Reward that person for socializing the parents and the puppies, mitigating the chances that small behavioral problems lead to animal abandonment. Reward that person for allowing you to see the dam and possibly the sire so you can judge what your puppy might grow up to be like. Reward that person for raising an animal in a home, just like the one where it will spend the rest of its happy life with you.

Buy your animal for a fair price from a good breeder. Encourage that breeder and others who aspire to be like them to continue the good work of breeding healthy and socialized animals. Buying from good breeders is the ideal, natural, and sustainable means of acquiring your animal companions.

Conscientious hobby breeders are the only ones who are concerned with the present and future of their breed. Shelters are stuck in the past. Rescue groups operate in the here and now and most spay and neuter the animals in their care; they assuage a problem of the present, they do not build a path to the future. You can treat the symptoms of a disease or you can strive for its cure. Shelters and Rescue are palliative measures, they treat the symptoms but they are not a cure.

And they do nothing to create or maintain breeds. Recycling has its place, but so does the original, unadulterated product, bought new and purpose built.

The Border Collies said...

Maybe a better question is "why would anyone listen to a largely discredited breeder of AKC border collies pontificate on the border collie breed?"

Christopher said...

@ The Border Collies - You're welcome to disagree without being disagreeable.

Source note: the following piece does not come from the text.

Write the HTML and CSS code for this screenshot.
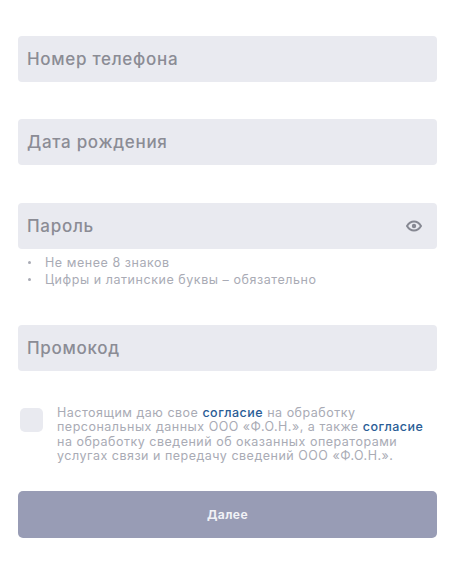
FILE: index.html
```html
<!DOCTYPE html>
<html lang="ru">
<head>
    <meta charset="UTF-8">
    <link rel="stylesheet" href="styles.css">
</head>
<body>
    <form class="form">
        <div class="field field-phone">Номер телефона</div>
        <div class="field field-date">Дата рождения</div>
        <div class="field field-password">
            <span>Пароль</span>
            <svg class="eye" width="16" height="12" viewBox="0 0 16 12">
                <path d="M1 6C2.800 3 5.200 1.500 8 1.500S13.200 3 15 6c-1.800 3-4.200 4.500-7 4.500S2.800 9 1 6z" fill="none" stroke="#868892" stroke-width="2"/>
                <circle cx="8" cy="6" r="2.200" fill="#868892"/>
            </svg>
        </div>
        <ul class="hints">
            <li>Не менее 8 знаков</li>
            <li>Цифры и латинские буквы – обязательно</li>
        </ul>
        <div class="field field-promo">Промокод</div>
        <div class="agree">
            <div class="checkbox"></div>
            <p class="agree-text">Настоящим даю свое <a href="#">согласие</a> на обработку<br>персональных данных ООО «Ф.О.Н.», а также <a href="#">согласие</a><br>на обработку сведений об оказанных операторами<br>услугах связи и передачу сведений ООО «Ф.О.Н.».</p>
        </div>
        <button class="next" type="button">Далее</button>
    </form>
</body>
</html>
```

FILE: styles.css
```css
body {
    margin: 0;
    background-color: #fff;
    font-family: Inter, "Noto Sans", sans-serif;
}
.form {
    display: flex;
    flex-direction: column;
    padding: 36px 14px 0 18px;
}
.field {
    display: flex;
    align-items: center;
    justify-content: space-between;
    height: 46px;
    padding: 0 15px 0 9px;
    border-radius: 4px;
    background-color: #e9eaf0;
    color: #8b8c95;
    font-size: 17px;
    font-weight: 500;
    letter-spacing: 0.7px;
}
.field-date {
    margin-top: 37px;
}
.field-password {
    margin-top: 38px;
}
.field-promo {
    margin-top: 38px;
}
.hints {
    display: flex;
    flex-direction: column;
    height: 33px;
    margin: 5px 0 0;
    padding: 0 0 0 10px;
    color: #a9abb5;
    font-size: 12.500px;
    letter-spacing: 0.55px;
    line-height: 17px;
    list-style: none;
}
.hints li {
    display: flex;
    align-items: center;
    gap: 14px;
}
.hints li::before {
    content: "";
    width: 3px;
    height: 3px;
    border-radius: 50%;
    background-color: #a9abb5;
}
.agree {
    display: flex;
    margin-top: 35px;
    padding-left: 2px;
}
.checkbox {
    flex: none;
    width: 23px;
    height: 24px;
    margin-top: 2px;
    border-radius: 5px;
    background-color: #e9eaf0;
}
.agree-text {
    margin: 0 0 0 14px;
    color: #a9abb5;
    font-size: 12.500px;
    letter-spacing: 0.5px;
    line-height: 14.300px;
    white-space: nowrap;
}
.agree-text a {
    color: #2a5d96;
    font-weight: 500;
    text-decoration: none;
}
.next {
    height: 47px;
    margin-top: 28px;
    border: 0;
    border-radius: 5px;
    background-color: #989cb5;
    color: #f1f2f6;
    font-family: inherit;
    font-size: 12px;
    font-weight: 700;
    letter-spacing: 0.4px;
}
```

I agree with your suggestion that a started dog is a good option. But that all depends on what the purchaser is weighing in their decision and what they want from the dog.

If you want a head start on trialing, sure a started dog can be an excellent choice. If you want the satisfaction of doing the training yourself, why not start with a puppy?

As for being "discredited" you'll have to be more specific. That's a pretty vague insult, and I'll note that you failed to counter my thoughts, which stand on their own merits. The ad hominem is a weak retort.